Just two weeks ago, President Donald Trump had a plan in place to ban most flavored e-cigarettes on the US market. Then, suddenly, those plans changed.
For nearly two months, momentum had been building inside the White House to try to halt a youth vaping epidemic that experts feared was hurting as many as 5 million teenagers, according to an article by the Associated Press.
Both first lady Melania Trump and Ivanka Trump, the president’s daughter and senior adviser, pushed for the ban, which was also being championed internally by White House counselor Kellyanne Conway, who has taken the lead on some public health issues.

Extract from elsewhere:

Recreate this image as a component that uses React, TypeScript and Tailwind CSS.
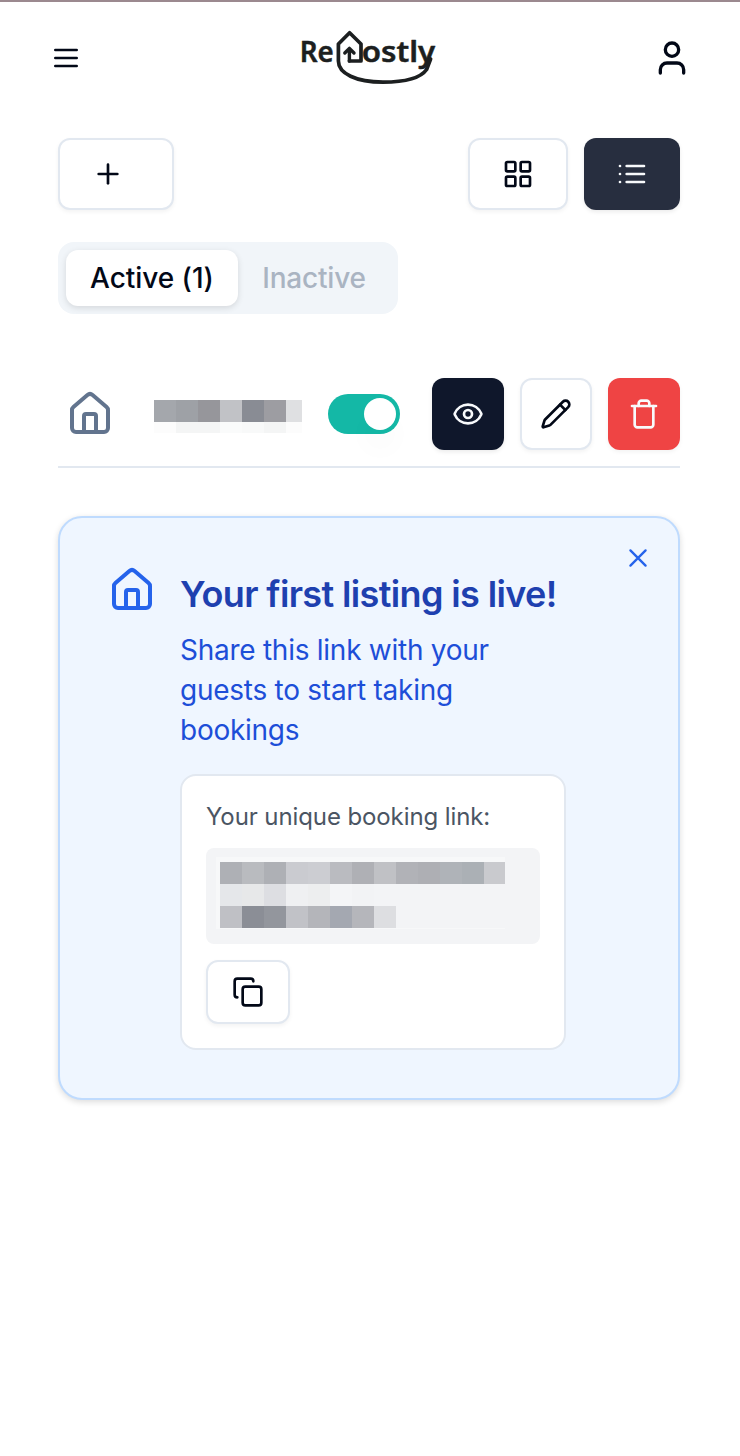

But as Trump listened to his political advisers, he grew reluctant to sign the ban, convinced it could alienate voters who would be financially or otherwise affected by a vaping ban, according to two White House and campaign officials not authorized to speak publicly about private conversations.
A news conference scheduled by Health and Human Services Secretary Alex Azar to announce the ban was canceled, while more meetings with industry leaders and lobbyists were proposed, according to the officials.
Trump tweeted last week that he’ll be meeting with vaping industry representatives, medical professionals and others “to come up with an acceptable solution to the vaping and e-cigarette dilemma.” The White House has yet to announce a date for a meeting.
This month, Trump campaign manager Brad Parscale and others showed the president polling data indicating that e-cigarette users could abandon him if he followed through with the ban, the officials said, according to the article.
Campaign aides also highlighted an aggressive social media campaign — #IVapeIVote — in which advocates claimed a ban would force the closure of vaping shops, eliminating jobs and sending users of electronic cigarettes back to traditional smokes. Parscale also pointed out the risk that a ban could have on e-cigarette users in key battleground states that Trump narrowly won in 2016.
Others in the West Wing, including Conway, have argued that a ban could be a winning issue with suburban voters, including mothers, who have fled the president in large numbers. Few would predict where Trump, who is known to abruptly change his mind, would end up since he recently has been consumed with other matters, notably televised impeachments hearings, according to the article.